Yazarlar elbette herkes içindir. Fakat her yazarın kendi sesine uyan okurları vardır. Yaşamları, dünyaya bakışları aşağı yukarı birbirine benziyordur. Platonov okurlarının onun duyarlıklarıyla akraba olduğunu, dahası onu aileden biri gibi gördüklerini söylemiştim. O bizim insanca yaşamaya olan özlemimizin, düşlediğimiz incelikler evreninin savunucusudur. “Buralar hüzünlü yerler, küçücük bir mutluluğun dahi insanın yüzünü kızartabileceği kadar hüzünlü…” diyebilen bir yazardır Andrey Platonov. Başkalarının acı çektiği bir dünyada mutluluğu göze sokarcasına yaşamanın bir tür ahlaksızlık olduğuna inananlardandır o.
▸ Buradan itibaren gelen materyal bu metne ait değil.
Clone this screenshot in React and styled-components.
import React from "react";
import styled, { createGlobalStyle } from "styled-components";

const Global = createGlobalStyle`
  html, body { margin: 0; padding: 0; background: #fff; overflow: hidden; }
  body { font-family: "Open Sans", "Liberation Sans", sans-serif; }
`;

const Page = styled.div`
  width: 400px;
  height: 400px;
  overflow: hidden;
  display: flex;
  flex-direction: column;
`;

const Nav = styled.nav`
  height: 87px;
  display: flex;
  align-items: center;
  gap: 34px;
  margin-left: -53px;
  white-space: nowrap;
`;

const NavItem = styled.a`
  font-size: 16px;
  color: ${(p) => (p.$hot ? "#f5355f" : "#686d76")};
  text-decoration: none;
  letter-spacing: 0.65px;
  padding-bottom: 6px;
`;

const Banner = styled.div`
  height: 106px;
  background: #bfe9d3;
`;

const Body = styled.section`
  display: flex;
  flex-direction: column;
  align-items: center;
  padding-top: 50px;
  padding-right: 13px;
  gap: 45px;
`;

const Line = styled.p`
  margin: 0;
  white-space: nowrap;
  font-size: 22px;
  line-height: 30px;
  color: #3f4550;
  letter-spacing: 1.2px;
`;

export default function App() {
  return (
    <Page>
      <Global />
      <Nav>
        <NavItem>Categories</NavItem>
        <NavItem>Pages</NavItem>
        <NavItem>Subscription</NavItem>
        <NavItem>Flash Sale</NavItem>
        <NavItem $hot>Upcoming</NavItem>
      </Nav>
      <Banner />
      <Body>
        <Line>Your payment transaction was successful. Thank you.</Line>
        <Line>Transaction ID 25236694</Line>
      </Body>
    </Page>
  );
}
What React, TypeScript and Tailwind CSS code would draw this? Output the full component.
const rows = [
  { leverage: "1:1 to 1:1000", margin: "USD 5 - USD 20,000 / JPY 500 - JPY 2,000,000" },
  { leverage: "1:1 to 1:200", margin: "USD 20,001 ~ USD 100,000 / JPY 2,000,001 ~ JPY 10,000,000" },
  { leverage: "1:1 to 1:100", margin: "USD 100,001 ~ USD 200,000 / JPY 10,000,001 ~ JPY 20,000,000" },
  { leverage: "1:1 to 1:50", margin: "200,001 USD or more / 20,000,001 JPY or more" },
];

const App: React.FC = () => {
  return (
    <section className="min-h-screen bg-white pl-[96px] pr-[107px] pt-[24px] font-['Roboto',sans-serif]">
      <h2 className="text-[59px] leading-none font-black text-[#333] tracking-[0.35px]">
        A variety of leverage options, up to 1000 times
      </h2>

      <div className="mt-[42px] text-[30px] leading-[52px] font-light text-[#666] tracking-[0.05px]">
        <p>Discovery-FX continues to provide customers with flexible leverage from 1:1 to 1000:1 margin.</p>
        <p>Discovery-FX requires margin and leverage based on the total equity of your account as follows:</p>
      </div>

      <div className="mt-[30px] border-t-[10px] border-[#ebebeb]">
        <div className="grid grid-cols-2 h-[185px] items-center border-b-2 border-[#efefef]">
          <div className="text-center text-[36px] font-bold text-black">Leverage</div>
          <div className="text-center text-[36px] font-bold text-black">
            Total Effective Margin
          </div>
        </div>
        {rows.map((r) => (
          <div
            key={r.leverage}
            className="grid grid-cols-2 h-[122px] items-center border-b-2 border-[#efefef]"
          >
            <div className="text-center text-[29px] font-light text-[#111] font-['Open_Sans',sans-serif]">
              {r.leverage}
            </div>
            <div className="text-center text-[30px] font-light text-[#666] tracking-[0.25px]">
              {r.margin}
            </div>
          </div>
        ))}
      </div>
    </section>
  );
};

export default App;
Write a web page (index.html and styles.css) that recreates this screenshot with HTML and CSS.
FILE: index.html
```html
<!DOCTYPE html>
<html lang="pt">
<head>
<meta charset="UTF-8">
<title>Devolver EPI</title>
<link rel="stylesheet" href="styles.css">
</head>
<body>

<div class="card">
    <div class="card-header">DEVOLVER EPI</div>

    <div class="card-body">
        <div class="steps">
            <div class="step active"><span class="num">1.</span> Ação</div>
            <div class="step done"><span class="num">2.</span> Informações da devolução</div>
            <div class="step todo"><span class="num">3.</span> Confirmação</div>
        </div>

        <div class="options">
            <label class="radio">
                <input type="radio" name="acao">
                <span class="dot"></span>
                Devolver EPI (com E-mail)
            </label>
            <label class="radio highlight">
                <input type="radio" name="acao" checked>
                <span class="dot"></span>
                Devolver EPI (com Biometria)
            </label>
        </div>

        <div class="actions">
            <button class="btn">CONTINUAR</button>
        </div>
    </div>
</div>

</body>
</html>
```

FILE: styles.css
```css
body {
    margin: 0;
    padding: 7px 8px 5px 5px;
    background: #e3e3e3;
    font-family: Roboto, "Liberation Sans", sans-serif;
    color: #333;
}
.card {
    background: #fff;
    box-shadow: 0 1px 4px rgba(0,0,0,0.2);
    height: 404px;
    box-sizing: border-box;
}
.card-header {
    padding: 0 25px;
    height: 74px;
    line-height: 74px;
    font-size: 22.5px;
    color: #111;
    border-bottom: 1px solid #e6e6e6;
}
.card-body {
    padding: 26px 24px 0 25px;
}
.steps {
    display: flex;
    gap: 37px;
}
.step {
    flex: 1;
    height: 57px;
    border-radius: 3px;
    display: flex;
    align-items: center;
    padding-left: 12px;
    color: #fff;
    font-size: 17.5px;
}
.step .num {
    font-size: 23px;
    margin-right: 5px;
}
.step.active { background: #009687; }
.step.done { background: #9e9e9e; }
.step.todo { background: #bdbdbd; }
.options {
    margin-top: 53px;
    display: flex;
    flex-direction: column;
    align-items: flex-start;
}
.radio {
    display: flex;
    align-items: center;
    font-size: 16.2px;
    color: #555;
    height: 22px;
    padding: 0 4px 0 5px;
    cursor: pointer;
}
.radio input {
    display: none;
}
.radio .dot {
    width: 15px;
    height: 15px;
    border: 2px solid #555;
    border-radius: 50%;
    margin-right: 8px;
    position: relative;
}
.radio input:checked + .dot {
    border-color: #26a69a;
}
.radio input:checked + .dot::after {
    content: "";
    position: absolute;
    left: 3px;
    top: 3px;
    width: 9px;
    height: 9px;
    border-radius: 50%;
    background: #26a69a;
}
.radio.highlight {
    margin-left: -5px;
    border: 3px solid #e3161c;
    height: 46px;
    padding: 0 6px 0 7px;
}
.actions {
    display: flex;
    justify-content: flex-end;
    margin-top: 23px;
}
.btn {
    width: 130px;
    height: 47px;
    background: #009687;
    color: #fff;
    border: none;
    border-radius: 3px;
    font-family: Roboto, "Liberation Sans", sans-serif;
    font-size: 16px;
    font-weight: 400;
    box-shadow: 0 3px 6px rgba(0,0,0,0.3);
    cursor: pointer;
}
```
Afrodit adlı öyküde kahramana şöyle dedirtir:

“Aslına bakılırsa kişinin sırf kendisi için istediği mutlulukta bayağı ve iğreti bir şey vardır; insan fedakârlıkla, kendisini doğuran halka karşı görevini yerine getirmekle insan olur.” (Muhteşem Vahşi Dünya, çev. Günay Çetao Kızılırmak, Metis 2014, s. 108)

Platonov’un Türkçedeki o kendisine benzeyen, “akraba” okurları kimler midir? Bana kalırsa sosyalizmi beklemenin (yitirmenin mi demeli) sızısını gençliğin bir yerinde, uzak bir kente taşınmış ve bir daha hiç haber alınamamış ilk sevgiliyi özler gibi duyanlardır. Belki de Sait Faik’ten vazgeçmeyenler, daha on beşinde İnce Memet, Gazap Üzümleri ve Ölü Canlar okuyanlar… Ziya Osman Saba şiirindeki duyarlıkların aşinası olanlar… Gülten Akın’ın sözcüklerindeki çınlamayı, Nezihe Meriç öykülerindeki insanların iç sızısını duyanlar... Yeryüzünün kıyılarında belli belirsiz bir tebessümle yürüyüp taze bir sözcüğün hazzıyla, duru bir halk türküsünün ezgisiyle gözleri yaşaranlardır. En çok onlar okur Platonov’u; sesine eşlik eder ve onun kardeşi olmak isterler.